My dream is that when she has her own apartment or house or whatever it is, that she never gets a cardboard box to her door, right? And I think this is actually doable, I mean, at the pace at which things change it's a moonshot a little bit, but it's not totally crazy. By the time she's receiving packages to her own door, they're all reusable, and that's doable within 10 years.
The utopian vision is that these things are now reusables that just move around the world constantly. They never get thrown away, you never need a new one, and there's a finite number. It's a lot, it's a billion probably, but there's a finite number of containers that could carry All the world shipments forever. And the amount of waste that would be saved and impact reduced would be huge, but really, yeah, I want to, see the look on my daughter's face when this has succeeded is definitely a driving force for me.

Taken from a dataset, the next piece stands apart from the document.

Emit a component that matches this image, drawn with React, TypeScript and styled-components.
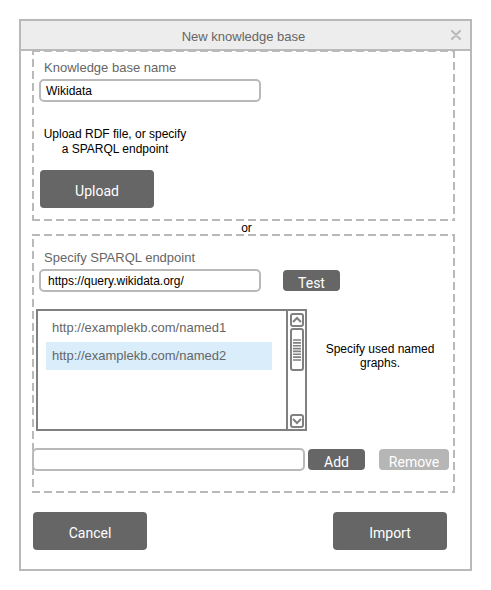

[00:33:50] Maiko: Can't wait for that and can't wait to catch up again, in the future, I should definitely catch up with you offline because there's been a few podcast guests that I think they're UK retail companies. They're like looking for packaging solutions all time, So let's catch up on that. But it was a great pleasure to have you on the show today, really good to have you and thanks so much for making the time, Matt.
[00:34:10] Matt: likewise, appreciate it.